Die Reaktionen auf Ausstellung und Bildband lassen vermuten, dass viele derer, welche an JUNE teilnahmen, insgeheim oder offen wünschen, dass dieses Lebensgefühl des freundschaftlichen und toleranten Umgangs und der Hoffnung auf gerechtere Verhältnisse wieder mehr Nahrung bekommt. Dass dies nicht ausreichen wird, ist den derzeitigen Verhältnissen geschuldet. Aber es wäre hilfreicher als Lamentos. Denn: „War da nicht noch was ?“

Die Menschen, welche damals aufbrachen, sind heute – wenn nicht in alle Winde verweht – an einzelnen Ecken und Kanten der Gesellschaft zu finden. Dies scheinbar meist als
Einzelpersonen; das Alter macht es eben auch, dass einst gemeinsame Wege sich trennten
und in dörflichen Strukturen wie in Thüringen neue Mitstreiterinnen schwerlich zu finden sind.

Andere sind bequem, ressentimentbeladen geworden, man hat seine Existenz gesichert –
man kann zufrieden sein. Man hat sich eben eingepasst – schließlich kann man auch nicht immer dagegen sein. Leider ist nicht erkennbar, wenn nicht dagegen, wofür diese Ehemaligen sind. Ein tiefer Graben zieht sich durch die alte und die neue Szene, durch die Szene vor 89 und die nach 89. Nur wenigen aus der alten Szene scheint es vergönnt, den Kulturschock aktiv zu verarbeiten, aus der sozialen oder politischen Lähmung herauszutreten und konstruktive Gesellschaftskritik zu praktizieren oder gar Alternativen aufzubauen.

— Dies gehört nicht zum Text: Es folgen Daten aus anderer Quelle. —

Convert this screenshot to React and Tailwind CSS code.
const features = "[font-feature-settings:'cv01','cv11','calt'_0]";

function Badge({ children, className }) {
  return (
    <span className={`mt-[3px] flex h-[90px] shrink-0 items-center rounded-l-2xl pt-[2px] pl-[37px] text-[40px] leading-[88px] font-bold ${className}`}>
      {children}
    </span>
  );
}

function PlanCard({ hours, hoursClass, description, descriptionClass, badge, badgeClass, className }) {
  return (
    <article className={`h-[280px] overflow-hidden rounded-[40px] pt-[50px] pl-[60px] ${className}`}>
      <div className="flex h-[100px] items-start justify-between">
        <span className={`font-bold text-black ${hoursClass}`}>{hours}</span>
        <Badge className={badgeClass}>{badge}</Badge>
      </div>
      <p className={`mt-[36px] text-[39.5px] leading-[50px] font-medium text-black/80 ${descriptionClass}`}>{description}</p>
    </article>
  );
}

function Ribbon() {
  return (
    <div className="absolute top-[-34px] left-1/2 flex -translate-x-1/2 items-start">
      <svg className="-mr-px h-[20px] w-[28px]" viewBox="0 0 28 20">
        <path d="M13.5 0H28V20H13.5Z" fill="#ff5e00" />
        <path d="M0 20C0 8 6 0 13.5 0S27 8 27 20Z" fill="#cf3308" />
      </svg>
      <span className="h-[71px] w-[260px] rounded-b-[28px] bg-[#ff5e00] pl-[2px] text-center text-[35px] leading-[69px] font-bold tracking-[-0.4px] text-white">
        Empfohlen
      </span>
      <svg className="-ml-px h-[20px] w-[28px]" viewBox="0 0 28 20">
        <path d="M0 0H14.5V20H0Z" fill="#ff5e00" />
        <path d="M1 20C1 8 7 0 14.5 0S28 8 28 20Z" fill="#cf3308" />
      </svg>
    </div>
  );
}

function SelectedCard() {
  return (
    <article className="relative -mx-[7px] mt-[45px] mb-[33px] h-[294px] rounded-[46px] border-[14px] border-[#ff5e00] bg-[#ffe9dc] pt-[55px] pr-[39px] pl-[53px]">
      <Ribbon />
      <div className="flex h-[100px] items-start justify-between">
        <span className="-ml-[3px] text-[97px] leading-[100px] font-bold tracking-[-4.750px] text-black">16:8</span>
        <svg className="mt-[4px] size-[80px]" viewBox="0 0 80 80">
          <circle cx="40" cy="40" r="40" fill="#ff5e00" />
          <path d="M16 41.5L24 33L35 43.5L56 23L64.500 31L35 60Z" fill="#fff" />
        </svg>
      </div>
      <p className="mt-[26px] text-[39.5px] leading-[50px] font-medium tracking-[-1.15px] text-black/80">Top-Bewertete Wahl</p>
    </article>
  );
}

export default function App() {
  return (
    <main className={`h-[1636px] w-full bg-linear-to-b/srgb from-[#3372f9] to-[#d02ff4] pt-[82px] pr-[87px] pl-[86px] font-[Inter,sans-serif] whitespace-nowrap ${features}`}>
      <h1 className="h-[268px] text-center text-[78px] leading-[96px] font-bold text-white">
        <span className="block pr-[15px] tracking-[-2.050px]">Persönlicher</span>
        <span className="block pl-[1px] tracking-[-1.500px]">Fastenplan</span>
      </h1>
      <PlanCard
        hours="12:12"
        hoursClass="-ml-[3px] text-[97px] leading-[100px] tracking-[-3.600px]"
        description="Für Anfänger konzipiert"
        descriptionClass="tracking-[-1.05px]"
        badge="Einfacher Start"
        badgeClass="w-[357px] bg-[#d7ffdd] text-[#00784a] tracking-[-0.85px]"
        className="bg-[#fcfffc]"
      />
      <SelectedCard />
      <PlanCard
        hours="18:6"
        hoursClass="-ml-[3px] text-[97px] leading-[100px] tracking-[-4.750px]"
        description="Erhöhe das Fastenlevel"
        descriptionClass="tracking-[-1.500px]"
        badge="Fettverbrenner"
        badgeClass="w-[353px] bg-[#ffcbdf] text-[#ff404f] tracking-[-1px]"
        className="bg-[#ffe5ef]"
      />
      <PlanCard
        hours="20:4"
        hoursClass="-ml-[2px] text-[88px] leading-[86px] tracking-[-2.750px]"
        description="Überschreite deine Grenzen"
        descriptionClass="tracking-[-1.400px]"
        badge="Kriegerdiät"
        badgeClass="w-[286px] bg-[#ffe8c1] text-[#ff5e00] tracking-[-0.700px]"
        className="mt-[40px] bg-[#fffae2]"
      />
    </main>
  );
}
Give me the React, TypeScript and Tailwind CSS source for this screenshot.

Die Nachgewachsenen sind anders geprägt, setzen andere Schwerpunkte, werden von anderen Ängsten verfolgt und von anderen Sorgen geplagt. Sie sprechen eine völlig andere Sprache.

Das Gefühl, eine Macht darzustellen, die durchaus antiquierte Gesellschaftsgefüge ins Wanken bringen kann, indem jede und jeder Einzelne an seinem oder ihrem Platz sich nicht mit dem zufrieden gibt, was satt und frech die Bestimmung über andere beansprucht: Dieses Gefühl braucht Menschen, die „…gemeinsam auf die Piste gehen…“, die über die Immanenz hinausgehen.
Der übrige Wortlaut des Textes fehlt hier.